The Importance of Connection
One recurring issue Watney grapples with throughout his entire experience is isolation. Everything he does to survive, he must do on his own. This is more than just a practical problem: despite his stubbornly optimistic attitude, loneliness clearly weighs heavily on him. In real life, there are no plans to send space travelers on long-term missions by themselves— even in the story, Watney’s time as the lone inhabitant of Mars is an accident. But the incredible distance between Mars and Earth means that early travelers to Mars will experience isolation unlike anything humans have experienced before, compounded by the alienness of the environment. The film does a great job of illustrating the importance of the little things Watney uses to feel connected to home: ketchup for his Martian-grown potatoes; the variety of music his crew members left behind; the startling, fragile green of the first tiny potato plant he manages to grow.
Connection through actual communication with other humans is an even more central theme.

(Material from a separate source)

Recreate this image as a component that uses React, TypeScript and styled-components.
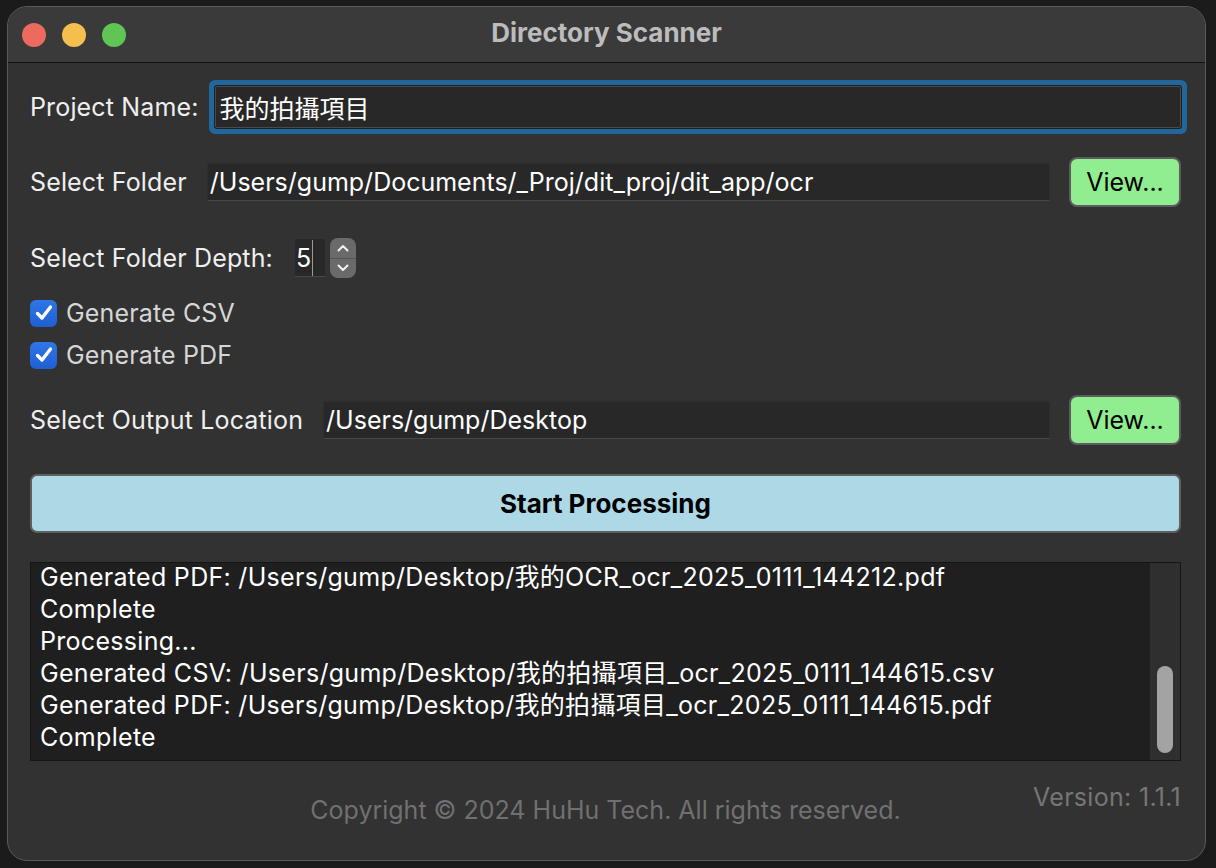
import React from "react";
import styled, { createGlobalStyle } from "styled-components";

const GlobalStyle = createGlobalStyle`
  html, body {
    margin: 0;
    padding: 0;
    background: #1b1b1b;
    font-family: Inter, "Noto Sans", "Noto Sans CJK TC", sans-serif;
  }
`;

const Screen = styled.div`
  width: 1216px;
  height: 868px;
  padding: 6px 10px 7px 7px;
  box-sizing: border-box;
`;

const Window = styled.div`
  height: 100%;
  display: flex;
  flex-direction: column;
  background: #323232;
  border: 1px solid #5a5a5a;
  border-radius: 20px;
  overflow: hidden;
  box-sizing: border-box;
`;

const TitleBar = styled.div`
  height: 55px;
  flex: none;
  display: flex;
  align-items: center;
  position: relative;
  background: #3a3a3a;
  border-bottom: 1px solid #111;
`;

const Lights = styled.div`
  display: flex;
  gap: 16px;
  padding-left: 14px;
`;

const Light = styled.span<{ $color: string }>`
  width: 24px;
  height: 24px;
  border-radius: 50%;
  background: ${(p) => p.$color};
`;

const Title = styled.div`
  position: absolute;
  left: 0;
  right: 0;
  top: 12px;
  text-align: center;
  font-size: 26px;
  line-height: 28px;
  font-weight: 700;
  color: #bcbcbc;
  pointer-events: none;
`;

const Body = styled.div`
  flex: 1;
  display: flex;
  flex-direction: column;
  padding: 0 24px 0 22px;
  color: #ececec;
  font-size: 25px;
`;

const Row = styled.div<{ $h: number; $top: number; $gap?: number }>`
  display: flex;
  align-items: center;
  height: ${(p) => p.$h}px;
  margin-top: ${(p) => p.$top}px;
  gap: ${(p) => p.$gap ?? 20}px;
`;

const Label = styled.span`
  white-space: nowrap;
  color: #efefef;
  letter-spacing: 0.15px;
`;

const Entry = styled.div<{ $focus?: boolean }>`
  flex: 1;
  height: 38px;
  display: flex;
  align-items: center;
  padding-left: 2px;
  box-sizing: border-box;
  background: #282828;
  border: 1px solid #2e2e2e;
  border-bottom-color: #484848;
  color: #ffffff;
  white-space: nowrap;
  overflow: hidden;
  font-family: Inter, "Noto Sans CJK TC", sans-serif;
  font-feature-settings: "tnum";
  ${(p) =>
    p.$focus &&
    `
    height: 42px;
    margin: 0 0 0 -2px;
    border: 1px solid #4a4a4a;
    padding-left: 4px;
    box-shadow: 0 0 0 1px #202020, 0 0 0 6px #22679b;
    border-radius: 2px;
  `}
`;

const ViewButton = styled.button`
  width: 112px;
  height: 50px;
  margin-left: -1px;
  background: #90ee90;
  border: 2px solid #5c5c5c;
  border-radius: 8px;
  color: #000;
  font-family: inherit;
  font-size: 25px;
  padding: 0;
`;

const SpinBox = styled.div`
  display: flex;
  align-items: center;
  gap: 5px;
`;

const SpinEntry = styled.div`
  width: 30px;
  height: 38px;
  box-sizing: border-box;
  background: #282828;
  border-bottom: 1px solid #484848;
  color: #fff;
  display: flex;
  align-items: center;
  padding-left: 1px;
`;

const Caret = styled.span`
  width: 1px;
  height: 36px;
  background: #9a9a9a;
  margin-left: 1px;
`;

const SpinArrows = styled.div`
  width: 26px;
  height: 40px;
  border-radius: 8px;
  background: #6a6a6a;
  display: flex;
  flex-direction: column;
  overflow: hidden;
`;

const SpinHalf = styled.div<{ $top?: boolean }>`
  flex: 1;
  display: flex;
  align-items: center;
  justify-content: center;
  border-bottom: ${(p) => (p.$top ? "1px solid #555" : "none")};
`;

const CheckList = styled.div`
  display: flex;
  flex-direction: column;
  margin-top: 14px;
`;

const CheckRow = styled.label`
  display: flex;
  align-items: center;
  gap: 9px;
  height: 42px;
  color: #d6d6d6;
  letter-spacing: 0.15px;
`;

const CheckBox = styled.span`
  width: 27px;
  height: 27px;
  border-radius: 6px;
  background: linear-gradient(#2f76e8, #1f5fd2);
  display: flex;
  align-items: center;
  justify-content: center;
`;

const StartButton = styled.button`
  height: 59px;
  margin-top: 29px;
  background: #add8e6;
  border: 2px solid #5f5f5f;
  border-radius: 7px;
  color: #000;
  font-family: inherit;
  font-size: 26px;
  font-weight: 700;
  padding: 0;
`;

const Log = styled.div`
  height: 199px;
  margin-top: 29px;
  box-sizing: border-box;
  display: flex;
  background: #1f1f1f;
  border: 1px solid #151515;
  overflow: hidden;
`;

const LogText = styled.div`
  flex: 1;
  padding: 0 0 0 9px;
  margin-top: -2px;
  line-height: 32px;
  color: #fff;
  white-space: nowrap;
  font-family: Inter, "Noto Sans CJK TC", sans-serif;
  letter-spacing: 0.3px;
`;

const Track = styled.div`
  width: 30px;
  background: #2f2f2f;
  display: flex;
  justify-content: center;
  align-items: flex-end;
  padding-bottom: 7px;
  box-sizing: border-box;
`;

const Thumb = styled.div`
  width: 16px;
  height: 87px;
  border-radius: 8px;
  background: #a3a3a3;
`;

const Footer = styled.div`
  flex: 1;
  display: grid;
  grid-template-columns: 1fr auto 1fr;
  color: #707070;
`;

const Copyright = styled.span`
  grid-column: 2;
  margin-top: 35px;
  line-height: 28px;
`;

const Version = styled.span`
  grid-column: 3;
  justify-self: end;
  margin-top: 22px;
  line-height: 28px;
  color: #767676;
  letter-spacing: 0.3px;
`;

const Check = () => (
  <svg width="20" height="20" viewBox="0 0 20 20">
    <path d="M3.5 10.5 L8 15 L16.5 4" fill="none" stroke="#fff" strokeWidth="3.4" strokeLinecap="round" strokeLinejoin="round" />
  </svg>
);

const Chevron = ({ up }: { up?: boolean }) => (
  <svg width="14" height="10" viewBox="0 0 14 10">
    <path d={up ? "M2.5 7.5 L7 3 L11.5 7.5" : "M2.5 2.5 L7 7 L11.5 2.5"} fill="none" stroke="#f0f0f0" strokeWidth="2" strokeLinecap="round" strokeLinejoin="round" />
  </svg>
);

const logLines = [
  "Generated PDF: /Users/gump/Desktop/我的OCR_ocr_2025_0111_144212.pdf",
  "Complete",
  "Processing...",
  "Generated CSV: /Users/gump/Desktop/我的拍攝項目_ocr_2025_0111_144615.csv",
  "Generated PDF: /Users/gump/Desktop/我的拍攝項目_ocr_2025_0111_144615.pdf",
  "Complete",
];

export default function App() {
  return (
    <Screen>
      <GlobalStyle />
      <Window>
        <TitleBar>
          <Lights>
            <Light $color="#ec6a5e" />
            <Light $color="#f4bf4f" />
            <Light $color="#61c554" />
          </Lights>
          <Title>Directory Scanner</Title>
        </TitleBar>
        <Body>
          <Row $h={52} $top={18} $gap={18}>
            <Label>Project Name:</Label>
            <Entry $focus>我的拍攝項目</Entry>
          </Row>
          <Row $h={50} $top={24}>
            <Label>Select Folder</Label>
            <Entry>/Users/gump/Documents/_Proj/dit_proj/dit_app/ocr</Entry>
            <ViewButton>View...</ViewButton>
          </Row>
          <Row $h={40} $top={31} $gap={22}>
            <Label>Select Folder Depth:</Label>
            <SpinBox>
              <SpinEntry>
                5<Caret />
              </SpinEntry>
              <SpinArrows>
                <SpinHalf $top>
                  <Chevron up />
                </SpinHalf>
                <SpinHalf>
                  <Chevron />
                </SpinHalf>
              </SpinArrows>
            </SpinBox>
          </Row>
          <CheckList>
            <CheckRow>
              <CheckBox>
                <Check />
              </CheckBox>
              Generate CSV
            </CheckRow>
            <CheckRow>
              <CheckBox>
                <Check />
              </CheckBox>
              Generate PDF
            </CheckRow>
          </CheckList>
          <Row $h={50} $top={19}>
            <Label>Select Output Location</Label>
            <Entry>/Users/gump/Desktop</Entry>
            <ViewButton>View...</ViewButton>
          </Row>
          <StartButton>Start Processing</StartButton>
          <Log>
            <LogText>
              {logLines.map((l, i) => (
                <div key={i}>{l}</div>
              ))}
            </LogText>
            <Track>
              <Thumb />
            </Track>
          </Log>
          <Footer>
            <Copyright>Copyright © 2024 HuHu Tech. All rights reserved.</Copyright>
            <Version>Version: 1.1.1</Version>
          </Footer>
        </Body>
      </Window>
    </Screen>
  );
}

The first act of the film focuses on Watney’s efforts to make contact with Earth, primarily to simply let them know that he’s alive, but also to relieve the stark isolation of his environment. His relief is palpable when he finally manages to get a signal back from Earth. Even the communication delay between Earth and Mars— which I’ve written about before as a potential complication for interplanetary relations— is only a mild inconvenience compared to the total lack of information that both Watney and Mission Control experienced before they made contact.
And yet, The Martian’s NASA leadership decides to withhold the news of Watney’s survival from the rest of the Ares III crew, who are heading back to Earth under the assumption that Watney was killed in the dust storm. Astronauts on the International Space Station today can communicate with humans on Earth that aren’t working in Mission Control, including amateur ham radio operators around the world, so it would be hard to hide any big news stories from them. But in The Martian, the crew are so far from Earth that Mission Control is their only source of information, so NASA leadership decides to lie by omission in an effort to keep them focused on returning to Earth safety. Will strategic control of communications between Earth and distant space travelers one day be used for more nefarious purposes? Or will we put technological and legal redundancies in place to ensure a free flow of information?
The Importance of Other People
Watney’s isolation, of course, causes more problems than loneliness. As I described in my post about the Great Man Theory of history and its overuse in today’s space narratives, space exploration is a team effort. It can’t be done by a single person, even in a story like The Martian with a clear, lone protagonist. Mark Watney needs many, many people working together to get him home safely, from his fellow Ares III crew members to the teams of engineers and astrodynamicists and administratora at NASA working the problem. Even China offers its assistance, sacrificing progress on their space agency’s own mission to help launch supplies to keep the Ares III crew alive long enough to return to Mars to rescue Watney, a heartwarming but realistic illustration of the way space travel has often historically been a rare place for international cooperation even between nations that are decidedly not friends and allies.
But ultimately, The Martian demonstrates that “other people” are vital for more than just survival. Watney loves Mars— he appreciates its beauty, he revels in the science and the opportunity to explore a previously untouched wilderness. But without anyone to share it with, what’s the point? We don’t truly see Watney whole and happy again until he’s joyfully reunited with his crew, and when we revisit him on Earth in the epilogue, he’s taking a moment to appreciate another tiny green plant— so plentiful on Earth but still so precious to him— before walking into a classroom full of astronaut candidates, eager to share his hard-won knowledge with other humans.
At the same time, the story of The Martian also celebrates the value of the individual. The humans of Earth come together, at great effort and cost and not an insignificant amount of risk, to save the life of a single human. “It’s bigger than one person,” NASA director Teddy Sanders (Jeff Daniels) argues at one point, weighing the risk to the space program as a whole if the proposed mission to rescue Watney is a failure. “No. It’s not,” flight director Mitch Henderson (Sean Bean) responds, succinctly summarizing the theme of the film.
This makes for a great story: the world uniting to rescue a brave and heroic astronaut, celebrating human cooperation as much as our boldness and tenacity. And while it’s a rosy view of humanity, it feels realistic even today, given our culture’s uncomplicated reverence for astronauts. I just hope it’s a spirit we maintain as we continue to expand the demographic of space travelers beyond “astronauts as “heroic explorers” to a broader category encompassing tourists, paying passengers, service workers, and commercial pilots. If Mark Watney was an underpaid flight attendant stranded in space after a private spaceliner mishap, would the world still unite to save him? Someday, we might find out.